Выхожу из вагончика. Месяц примерк, и словно крупнее стали звезды. Над степью все тот же ровный гул тракторных моторов, а над Каменным логом, там, где пенятся в буйном цветении заросли терновых кустов, — гремучая и завораживающая дробь соловьиных раскатов.
* * *
Пережив в жесточайшую из войн самые суровые испытания и обретя булатную крепость, самоотверженно трудится наш народ на лесах новостроек, на заводах и шахтах, на безгранично раскинувшихся колхозных полях, на промыслах и в лабораториях, трудится во имя мира, во имя своего счастья и счастья поколений.
Тысячи наших юношей и девушек, которым партия и советская власть широко распахнули двери университетов, институтов, средних школ, жадно впитывают знания, стремясь скорее стать активными строителями коммунистического общества и прийти на смену тем, кто строил социализм и оставлял мирный труд для того, чтобы с оружием в руках и с беззаветной преданностью и мужеством в сердцах отстаивать от многочисленных врагов свободу социалистической родины.
Устами своего правительства наш народ неоднократно заявлял о неизменном стремлении к миру. На протяжении долгих лет наше правительство не раз ставило вопрос о всеобщем разоружении. Но давным-давно известно, что мир нужен только трудовому человечеству, а не тем, кто наживает миллиардные барыши на изготовлении средств уничтожения, на крови простых людей.
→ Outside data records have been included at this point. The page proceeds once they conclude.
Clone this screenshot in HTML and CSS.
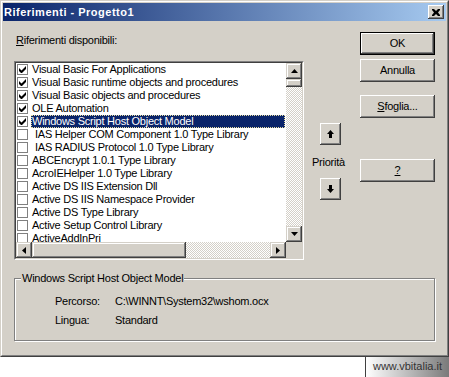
FILE: index.html
```html
<!DOCTYPE html>
<html lang="it">
<head>
    <meta charset="UTF-8">
    <meta name="viewport" content="width=device-width, initial-scale=1.0">
    <title>Riferimenti - Progetto1</title>
    <link rel="stylesheet" href="styles.css">
</head>
<body>
    <div class="window">
        <div class="window-inner">
            <div class="titlebar">
                <span class="title">Riferimenti - Progetto1</span>
                <button class="close-btn" aria-label="Chiudi">
                    <svg width="8" height="7" viewBox="0 0 8 7"><path d="M0 0h2l2 2 2-2h2v1L6 3.5 8 6v1H6L4 5 2 7H0V6l2-2.5L0 1z" fill="#000"/></svg>
                </button>
            </div>

            <div class="main">
                <div class="col-list">
                    <div class="label"><u>R</u>iferimenti disponibili:</div>
                    <div class="listbox">
                        <div class="listbox-inner">
                            <ul class="items">
                                <li class="item"><span class="check"><svg width="7" height="7" viewBox="0 0 7 7"><path d="M0 2v3l2 2h1l4-4V0L2.5 4.5z" fill="#000"/></svg></span><span class="name">Visual Basic For Applications</span></li>
                                <li class="item"><span class="check"><svg width="7" height="7" viewBox="0 0 7 7"><path d="M0 2v3l2 2h1l4-4V0L2.5 4.5z" fill="#000"/></svg></span><span class="name">Visual Basic runtime objects and procedures</span></li>
                                <li class="item"><span class="check"><svg width="7" height="7" viewBox="0 0 7 7"><path d="M0 2v3l2 2h1l4-4V0L2.5 4.5z" fill="#000"/></svg></span><span class="name">Visual Basic objects and procedures</span></li>
                                <li class="item"><span class="check"><svg width="7" height="7" viewBox="0 0 7 7"><path d="M0 2v3l2 2h1l4-4V0L2.5 4.5z" fill="#000"/></svg></span><span class="name">OLE Automation</span></li>
                                <li class="item"><span class="check"><svg width="7" height="7" viewBox="0 0 7 7"><path d="M0 2v3l2 2h1l4-4V0L2.5 4.5z" fill="#000"/></svg></span><span class="name selected">Windows Script Host Object Model</span></li>
                                <li class="item"><span class="check"></span><span class="name indent">IAS Helper COM Component 1.0 Type Library</span></li>
                                <li class="item"><span class="check"></span><span class="name indent">IAS RADIUS Protocol 1.0 Type Library</span></li>
                                <li class="item"><span class="check"></span><span class="name">ABCEncrypt 1.0.1 Type Library</span></li>
                                <li class="item"><span class="check"></span><span class="name">AcroIEHelper 1.0 Type Library</span></li>
                                <li class="item"><span class="check"></span><span class="name">Active DS IIS Extension Dll</span></li>
                                <li class="item"><span class="check"></span><span class="name">Active DS IIS Namespace Provider</span></li>
                                <li class="item"><span class="check"></span><span class="name">Active DS Type Library</span></li>
                                <li class="item"><span class="check"></span><span class="name">Active Setup Control Library</span></li>
                                <li class="item"><span class="check"></span><span class="name">ActiveAddInPri</span></li>
                            </ul>

                            <div class="vscroll">
                                <span class="sb-btn"><svg width="7" height="4" viewBox="0 0 7 4"><path d="M3.5 0L7 4H0z" fill="#000"/></svg></span>
                                <span class="sb-thumb sb-thumb-v"></span>
                                <span class="sb-track"></span>
                                <span class="sb-btn"><svg width="7" height="4" viewBox="0 0 7 4"><path d="M0 0h7L3.5 4z" fill="#000"/></svg></span>
                            </div>
                            <div class="hscroll">
                                <span class="sb-btn"><svg width="4" height="7" viewBox="0 0 4 7"><path d="M4 0v7L0 3.5z" fill="#000"/></svg></span>
                                <span class="sb-thumb sb-thumb-h"></span>
                                <span class="sb-track"></span>
                                <span class="sb-btn"><svg width="4" height="7" viewBox="0 0 4 7"><path d="M0 0l4 3.5L0 7z" fill="#000"/></svg></span>
                            </div>
                            <div class="sb-corner"></div>
                        </div>
                    </div>
                </div>

                <div class="col-priority">
                    <button class="btn-square btn-up" aria-label="Su">
                        <svg width="7" height="8" viewBox="0 0 7 8"><path d="M3.5 0L7 4H5v4H2V4H0z" fill="#000"/></svg>
                    </button>
                    <div class="priority-label">Priorità</div>
                    <button class="btn-square btn-down" aria-label="Giù">
                        <svg width="7" height="8" viewBox="0 0 7 8"><path d="M2 0h3v4h2L3.5 8 0 4h2z" fill="#000"/></svg>
                    </button>
                </div>

                <div class="col-buttons">
                    <button class="btn btn-default">OK</button>
                    <button class="btn btn-cancel">Annulla</button>
                    <button class="btn btn-browse"><u>S</u>foglia...</button>
                    <button class="btn btn-help"><u>?</u></button>
                </div>
            </div>

            <div class="groupbox">
                <span class="group-title">Windows Script Host Object Model</span>
                <div class="info-row">
                    <span class="info-label">Percorso:</span>
                    <span class="info-value">C:\WINNT\System32\wshom.ocx</span>
                </div>
                <div class="info-row">
                    <span class="info-label">Lingua:</span>
                    <span class="info-value">Standard</span>
                </div>
            </div>
        </div>
    </div>

    <div class="credit">www.vbitalia.it</div>
</body>
</html>
```

FILE: styles.css
```css
:root {
    --face: #d4d0c8;
    --shadow: #808080;
    --dark: #404040;
    --highlight: #ffffff;
    --select: #0a246a;
}

body {
    margin: 0;
    background: #fff;
    font-family: 'Liberation Sans', Arial, sans-serif;
    font-size: 11px;
    line-height: 13px;
    letter-spacing: -0.25px;
    color: #000;
}

button {
    font: inherit;
    color: inherit;
    letter-spacing: inherit;
    margin: 0;
    padding: 0;
    border: none;
    background: var(--face);
}

/* finestra */
.window {
    width: 449px;
    height: 357px;
    box-sizing: border-box;
    border: 1px solid;
    border-color: var(--face) var(--dark) var(--dark) var(--face);
}

.window-inner {
    height: 100%;
    box-sizing: border-box;
    border: 1px solid;
    border-color: var(--highlight) var(--shadow) var(--shadow) var(--highlight);
    background: var(--face);
    padding: 1px;
}

.titlebar {
    height: 18px;
    display: flex;
    align-items: center;
    justify-content: space-between;
    padding: 0 2px 0 1px;
    background: linear-gradient(to right, #0a246a, #a6caf0);
}

.title {
    color: #fff;
    font-weight: 700;
    letter-spacing: 0.5px;
}

.close-btn {
    width: 16px;
    height: 14px;
    display: flex;
    align-items: center;
    justify-content: center;
    box-shadow: inset -1px -1px var(--dark), inset 1px 1px var(--highlight), inset -2px -2px var(--shadow);
}

/* parte principale */
.main {
    display: flex;
    padding: 11px 11px 0;
}

.col-list {
    width: 290px;
}

.label {
    margin: 2px 0 14px 2px;
}

.listbox {
    width: 290px;
    height: 199px;
    box-sizing: border-box;
    border: 1px solid;
    border-color: var(--shadow) var(--highlight) var(--highlight) var(--shadow);
}

.listbox-inner {
    height: 100%;
    box-sizing: border-box;
    border: 1px solid;
    border-color: var(--dark) var(--face) var(--face) var(--dark);
    background: #fff;
    display: grid;
    grid-template-columns: 1fr 16px;
    grid-template-rows: 1fr 16px;
}

.items {
    list-style: none;
    margin: 0;
    padding: 0;
    overflow: hidden;
}

.item {
    height: 13px;
    display: flex;
    align-items: center;
    white-space: nowrap;
}

.check {
    width: 11px;
    height: 11px;
    box-sizing: border-box;
    margin-left: 1px;
    border: 1px solid var(--shadow);
    display: flex;
    align-items: center;
    justify-content: center;
    flex: none;
}

.name {
    flex: 1;
    margin: 0 1px 0 3px;
    padding-left: 1px;
    height: 13px;
    box-sizing: border-box;
}

.name.indent {
    padding-left: 4px;
}

.name.selected {
    background: var(--select);
    color: #fff;
    outline: 1px dotted #e6dca0;
    outline-offset: -1px;
}

/* barre di scorrimento */
.vscroll,
.hscroll {
    display: flex;
}

.vscroll {
    flex-direction: column;
}

.sb-btn,
.sb-thumb,
.close-btn,
.btn-square {
    background: var(--face);
}

.sb-btn {
    width: 16px;
    height: 16px;
    flex: none;
    display: flex;
    align-items: center;
    justify-content: center;
    box-shadow: inset -1px -1px var(--dark), inset 1px 1px var(--face), inset -2px -2px var(--shadow), inset 2px 2px var(--highlight);
}

.sb-thumb {
    flex: none;
    box-shadow: inset -1px -1px var(--dark), inset 1px 1px var(--face), inset -2px -2px var(--shadow), inset 2px 2px var(--highlight);
}

.sb-thumb-v {
    height: 8px;
}

.sb-thumb-h {
    width: 154px;
}

.sb-track {
    flex: 1;
    background: repeating-conic-gradient(#fff 0 25%, var(--face) 0 50%) 0 0 / 2px 2px;
}

.sb-corner {
    background: var(--face);
}

/* priorità */
.col-priority {
    width: 56px;
    display: flex;
    flex-direction: column;
    padding-top: 91px;
}

.btn-square {
    width: 21px;
    height: 22px;
    margin-left: 16px;
    display: flex;
    align-items: center;
    justify-content: center;
    box-shadow: inset -1px -1px var(--dark), inset 1px 1px var(--highlight), inset -2px -2px var(--shadow);
}

.priority-label {
    margin: 11px 0 9px 8px;
}

/* pulsanti */
.col-buttons {
    width: 75px;
    display: flex;
    flex-direction: column;
}

.btn {
    width: 75px;
    height: 23px;
    box-shadow: inset -1px -1px var(--dark), inset 1px 1px var(--highlight), inset -2px -2px var(--shadow);
}

.btn-default {
    border: 1px solid #000;
    box-shadow: inset -1px -1px var(--dark), inset 1px 1px var(--highlight), inset -2px -2px var(--shadow);
}

.btn-cancel {
    margin-top: 4px;
}

.btn-browse {
    margin-top: 13px;
}

.btn-help {
    margin-top: 41px;
}

/* riquadro informazioni */
.groupbox {
    position: relative;
    margin: 18px 11px 0;
    height: 63px;
    box-sizing: border-box;
    border: 1px solid var(--shadow);
    box-shadow: inset 1px 1px var(--highlight), 1px 1px var(--highlight);
    padding: 16px 0 0 40px;
}

.group-title {
    position: absolute;
    top: -7px;
    left: 6px;
    padding: 0 1px;
    background: var(--face);
}

.info-row {
    display: flex;
    margin-bottom: 6px;
}

.info-label {
    width: 60px;
}

/* firma */
.credit {
    width: 84px;
    height: 20px;
    margin-left: auto;
    box-sizing: border-box;
    border-left: 1px solid var(--dark);
    background: linear-gradient(to right, #fff, #7a7a7a);
    color: #333;
    font-family: Arial, 'Liberation Sans', sans-serif;
    letter-spacing: 0;
    line-height: 19px;
    text-align: center;
}
```
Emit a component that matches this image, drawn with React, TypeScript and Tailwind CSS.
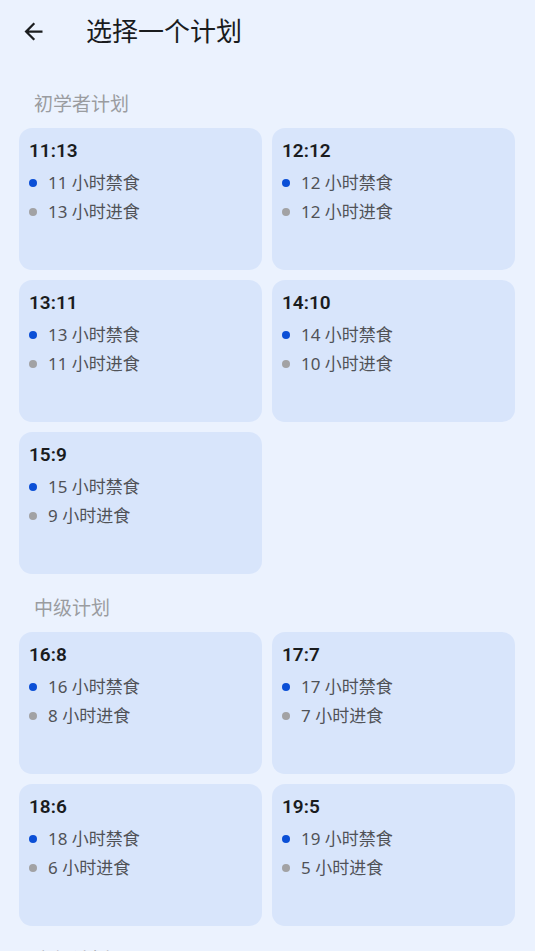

Американским монополистам и их друзьям в Европе, как воздух, нужна война, как вода, необходима человеческая кровь.
Они слепнут от бешенства, взирая из-за океана на незыблемую и все растущую мощь нашего государства; они дрожат от ярости, вслушиваясь в победную поступь Народно-освободительной армии Китая; в тупую и бессильную злобу повергают их успехи стран народной демократии, уверенно идущих к социализму, и черной ненавистью исполнены их сердца ко всему живому, гордому, честному — к свободолюбивым народам Греции, Индонезии, Вьетнама, — к тем, кто, истекая кровью, героически сражается за свою независимость, кого при всем желании никак не могут они поработить и удушить. Но подлинно животный и неистребимый страх испытывают капиталисты перед народами своих стран, перед их неуклонно растущей политической сознательностью и активностью. Они смертельно боятся своих простых людей, потому что знают, чья карающая рука возьмет их за глотку, когда наступит час расплаты за все их неисчислимые дьявольские злодеяния. И они спешат с войной, чтобы хоть на короткий срок оттянуть свою гибель и неизбежный крах своего хищнического строя, прикрытого фиговым листком «демократии»; они торопятся в тщетной надежде на то, что, обескровленные в будущей войне, народы присмиреют и не потребуют их к ответу. Напрасная надежда! Надежда, не стоящая выеденного яйца. Тот, кто всерьез хочет думать о будущем, не должен забывать прошлого, а на экране прошлого все еще чернеют тени висящего вниз головой Муссолини и на иной манер, но тоже повешенных главарей гитлеровской Германии.
Еще кровоточат на теле народов раны, нанесенные войной, светлый ум и мозолистые руки истинных хозяев земли не воссоздали еще всего того, что порушила война, не высохли слезы на глазах матерей и вдов, и детям нашим все еще снятся беспросветные ночные затемнения и обвальный грохот бомбежек, а воротилы с Уолл-стрита уже снова держат на тонком, туго натянутом поводке смерть. Хлопают на высохших берцовых костях ее широкие голенища солдатских сапог, и пустые глазницы незряче уставились на мирные кровли городов и сел земного шара.